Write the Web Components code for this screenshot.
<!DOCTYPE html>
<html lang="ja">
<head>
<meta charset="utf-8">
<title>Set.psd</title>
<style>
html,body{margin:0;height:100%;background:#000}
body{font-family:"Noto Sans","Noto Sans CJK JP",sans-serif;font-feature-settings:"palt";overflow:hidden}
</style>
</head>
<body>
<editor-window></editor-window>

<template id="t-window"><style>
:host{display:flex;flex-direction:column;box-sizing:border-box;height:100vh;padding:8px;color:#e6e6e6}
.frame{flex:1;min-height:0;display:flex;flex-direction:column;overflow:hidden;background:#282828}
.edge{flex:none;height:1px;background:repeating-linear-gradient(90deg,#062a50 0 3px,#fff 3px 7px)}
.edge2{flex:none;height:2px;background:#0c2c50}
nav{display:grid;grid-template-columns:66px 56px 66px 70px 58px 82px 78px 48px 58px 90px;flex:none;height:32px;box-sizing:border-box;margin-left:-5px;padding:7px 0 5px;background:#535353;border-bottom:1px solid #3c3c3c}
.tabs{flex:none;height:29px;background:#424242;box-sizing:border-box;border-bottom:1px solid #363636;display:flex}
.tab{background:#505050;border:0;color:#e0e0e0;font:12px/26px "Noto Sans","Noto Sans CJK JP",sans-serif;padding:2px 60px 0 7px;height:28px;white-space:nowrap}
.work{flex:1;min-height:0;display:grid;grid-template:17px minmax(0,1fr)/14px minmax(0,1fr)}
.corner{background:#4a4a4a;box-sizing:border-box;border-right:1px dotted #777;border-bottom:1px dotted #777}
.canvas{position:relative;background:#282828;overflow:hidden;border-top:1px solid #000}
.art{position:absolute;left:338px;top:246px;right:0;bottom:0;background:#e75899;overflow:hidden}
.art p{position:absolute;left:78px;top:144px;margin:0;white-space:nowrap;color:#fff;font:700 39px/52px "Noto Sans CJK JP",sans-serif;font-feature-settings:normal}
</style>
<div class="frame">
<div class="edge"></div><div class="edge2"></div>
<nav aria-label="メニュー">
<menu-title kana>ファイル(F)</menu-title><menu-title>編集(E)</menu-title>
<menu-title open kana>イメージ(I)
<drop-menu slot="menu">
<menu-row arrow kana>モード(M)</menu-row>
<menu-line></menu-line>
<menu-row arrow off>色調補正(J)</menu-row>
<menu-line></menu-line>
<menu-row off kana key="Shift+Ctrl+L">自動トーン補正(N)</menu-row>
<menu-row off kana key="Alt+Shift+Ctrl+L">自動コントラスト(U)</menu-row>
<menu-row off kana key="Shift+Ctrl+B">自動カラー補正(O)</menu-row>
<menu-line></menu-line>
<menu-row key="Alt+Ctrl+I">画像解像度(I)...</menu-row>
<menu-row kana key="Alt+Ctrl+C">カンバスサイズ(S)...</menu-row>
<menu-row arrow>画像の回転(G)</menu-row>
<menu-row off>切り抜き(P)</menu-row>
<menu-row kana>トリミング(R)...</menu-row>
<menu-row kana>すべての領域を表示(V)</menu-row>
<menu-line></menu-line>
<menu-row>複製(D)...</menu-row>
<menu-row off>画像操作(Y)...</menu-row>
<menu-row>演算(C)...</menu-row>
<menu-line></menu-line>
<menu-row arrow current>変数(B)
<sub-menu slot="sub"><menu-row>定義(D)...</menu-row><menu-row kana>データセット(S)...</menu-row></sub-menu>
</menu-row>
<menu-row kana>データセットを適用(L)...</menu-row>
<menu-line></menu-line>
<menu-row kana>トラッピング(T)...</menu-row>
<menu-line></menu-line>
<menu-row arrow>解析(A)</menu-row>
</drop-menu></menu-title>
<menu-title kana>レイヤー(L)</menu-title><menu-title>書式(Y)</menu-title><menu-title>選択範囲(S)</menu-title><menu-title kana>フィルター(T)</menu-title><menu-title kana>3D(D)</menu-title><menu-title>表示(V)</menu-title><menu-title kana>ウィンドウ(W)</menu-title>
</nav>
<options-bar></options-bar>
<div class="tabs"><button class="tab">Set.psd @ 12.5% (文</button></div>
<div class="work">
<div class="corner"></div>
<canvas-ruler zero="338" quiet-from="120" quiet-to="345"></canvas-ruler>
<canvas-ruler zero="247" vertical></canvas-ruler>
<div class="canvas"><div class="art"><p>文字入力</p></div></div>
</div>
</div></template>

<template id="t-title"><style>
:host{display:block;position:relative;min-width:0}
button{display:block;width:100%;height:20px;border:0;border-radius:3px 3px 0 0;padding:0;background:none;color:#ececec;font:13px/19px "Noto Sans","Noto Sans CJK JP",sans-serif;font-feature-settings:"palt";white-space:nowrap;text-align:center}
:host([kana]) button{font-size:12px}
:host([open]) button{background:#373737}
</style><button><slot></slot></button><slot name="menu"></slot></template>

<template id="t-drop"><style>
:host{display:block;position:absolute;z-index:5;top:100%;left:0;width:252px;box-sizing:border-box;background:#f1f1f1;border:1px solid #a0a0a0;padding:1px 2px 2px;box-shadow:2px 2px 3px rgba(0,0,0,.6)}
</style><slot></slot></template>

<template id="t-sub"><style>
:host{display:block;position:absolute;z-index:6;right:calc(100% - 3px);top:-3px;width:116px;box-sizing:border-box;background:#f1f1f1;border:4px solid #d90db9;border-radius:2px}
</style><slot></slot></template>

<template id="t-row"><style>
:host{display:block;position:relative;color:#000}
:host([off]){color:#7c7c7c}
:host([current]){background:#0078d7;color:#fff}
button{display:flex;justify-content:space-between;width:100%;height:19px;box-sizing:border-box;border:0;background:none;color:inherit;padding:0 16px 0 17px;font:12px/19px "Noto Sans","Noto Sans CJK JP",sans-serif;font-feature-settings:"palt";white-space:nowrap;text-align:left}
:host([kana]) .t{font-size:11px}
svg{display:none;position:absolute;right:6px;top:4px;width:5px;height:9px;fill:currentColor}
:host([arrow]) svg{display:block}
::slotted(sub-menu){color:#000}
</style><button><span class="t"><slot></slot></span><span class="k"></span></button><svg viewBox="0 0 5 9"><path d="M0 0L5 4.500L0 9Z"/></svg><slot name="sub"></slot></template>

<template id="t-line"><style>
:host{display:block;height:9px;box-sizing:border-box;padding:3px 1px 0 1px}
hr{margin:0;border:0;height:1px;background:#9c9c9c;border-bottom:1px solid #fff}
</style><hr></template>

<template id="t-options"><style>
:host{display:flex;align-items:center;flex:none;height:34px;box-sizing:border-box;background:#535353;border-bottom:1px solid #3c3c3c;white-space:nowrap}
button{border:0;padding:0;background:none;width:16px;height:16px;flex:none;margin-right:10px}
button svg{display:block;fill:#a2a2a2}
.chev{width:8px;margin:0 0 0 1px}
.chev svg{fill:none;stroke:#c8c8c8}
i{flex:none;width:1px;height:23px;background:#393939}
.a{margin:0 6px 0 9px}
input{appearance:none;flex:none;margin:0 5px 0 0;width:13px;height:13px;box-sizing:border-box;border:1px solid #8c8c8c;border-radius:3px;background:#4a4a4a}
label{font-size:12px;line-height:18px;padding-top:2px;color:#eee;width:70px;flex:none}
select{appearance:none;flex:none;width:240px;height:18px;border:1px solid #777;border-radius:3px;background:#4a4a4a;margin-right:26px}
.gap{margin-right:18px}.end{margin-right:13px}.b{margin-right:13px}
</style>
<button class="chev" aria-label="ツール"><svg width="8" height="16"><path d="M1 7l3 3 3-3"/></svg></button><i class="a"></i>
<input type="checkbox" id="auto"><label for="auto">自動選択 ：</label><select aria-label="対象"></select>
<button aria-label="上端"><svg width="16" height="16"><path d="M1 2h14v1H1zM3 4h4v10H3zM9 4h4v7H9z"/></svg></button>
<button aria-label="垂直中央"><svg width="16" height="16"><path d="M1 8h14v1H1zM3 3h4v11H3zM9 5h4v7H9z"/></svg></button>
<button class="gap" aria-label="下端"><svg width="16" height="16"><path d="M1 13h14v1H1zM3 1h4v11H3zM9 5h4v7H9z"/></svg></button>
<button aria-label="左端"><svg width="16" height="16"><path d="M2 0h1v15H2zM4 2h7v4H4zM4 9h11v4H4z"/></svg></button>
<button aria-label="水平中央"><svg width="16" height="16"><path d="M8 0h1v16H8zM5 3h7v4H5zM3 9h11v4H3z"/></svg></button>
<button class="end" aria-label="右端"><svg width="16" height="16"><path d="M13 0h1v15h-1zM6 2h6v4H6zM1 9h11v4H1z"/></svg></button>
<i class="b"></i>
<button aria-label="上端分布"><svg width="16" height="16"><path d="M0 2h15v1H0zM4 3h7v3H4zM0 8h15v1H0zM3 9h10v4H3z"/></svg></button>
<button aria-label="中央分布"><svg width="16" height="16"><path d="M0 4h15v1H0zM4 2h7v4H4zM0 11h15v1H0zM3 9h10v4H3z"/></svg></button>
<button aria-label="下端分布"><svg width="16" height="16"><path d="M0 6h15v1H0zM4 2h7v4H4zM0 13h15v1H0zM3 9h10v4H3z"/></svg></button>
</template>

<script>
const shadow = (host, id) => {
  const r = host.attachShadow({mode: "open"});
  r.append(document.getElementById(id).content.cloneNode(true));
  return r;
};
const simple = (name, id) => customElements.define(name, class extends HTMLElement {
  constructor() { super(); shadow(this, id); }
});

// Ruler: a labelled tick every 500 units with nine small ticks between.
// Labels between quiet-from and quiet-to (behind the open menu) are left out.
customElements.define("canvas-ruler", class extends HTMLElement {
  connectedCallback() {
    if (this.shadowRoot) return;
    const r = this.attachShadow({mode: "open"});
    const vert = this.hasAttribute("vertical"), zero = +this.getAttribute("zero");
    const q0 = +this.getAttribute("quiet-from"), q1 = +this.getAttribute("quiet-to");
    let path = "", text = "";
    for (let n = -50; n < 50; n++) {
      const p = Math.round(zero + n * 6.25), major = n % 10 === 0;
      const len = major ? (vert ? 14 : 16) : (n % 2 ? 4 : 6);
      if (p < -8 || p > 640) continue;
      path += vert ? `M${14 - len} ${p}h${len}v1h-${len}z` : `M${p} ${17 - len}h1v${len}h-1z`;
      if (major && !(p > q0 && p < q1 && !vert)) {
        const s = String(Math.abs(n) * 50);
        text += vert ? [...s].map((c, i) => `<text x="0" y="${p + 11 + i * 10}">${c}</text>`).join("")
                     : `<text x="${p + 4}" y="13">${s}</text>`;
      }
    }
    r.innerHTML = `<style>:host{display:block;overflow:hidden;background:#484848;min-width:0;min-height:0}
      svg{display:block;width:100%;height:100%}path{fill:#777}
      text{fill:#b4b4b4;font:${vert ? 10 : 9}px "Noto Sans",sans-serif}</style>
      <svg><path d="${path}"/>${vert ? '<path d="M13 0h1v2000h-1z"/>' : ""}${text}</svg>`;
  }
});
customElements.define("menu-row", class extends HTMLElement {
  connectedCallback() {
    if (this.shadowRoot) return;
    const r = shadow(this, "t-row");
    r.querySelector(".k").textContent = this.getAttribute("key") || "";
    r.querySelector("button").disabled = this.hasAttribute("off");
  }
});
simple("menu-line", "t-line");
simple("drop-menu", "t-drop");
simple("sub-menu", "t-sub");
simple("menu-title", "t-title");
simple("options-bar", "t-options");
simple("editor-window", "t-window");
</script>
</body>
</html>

____

**WHAT YOU HAVE TO DO:** Your answer should be exactly the lines of the data above, from the first through the line containing "<editor-window></editor-window>".

**CORRECT RESULT:**
Write the Web Components code for this screenshot.
<!DOCTYPE html>
<html lang="ja">
<head>
<meta charset="utf-8">
<title>Set.psd</title>
<style>
html,body{margin:0;height:100%;background:#000}
body{font-family:"Noto Sans","Noto Sans CJK JP",sans-serif;font-feature-settings:"palt";overflow:hidden}
</style>
</head>
<body>
<editor-window></editor-window>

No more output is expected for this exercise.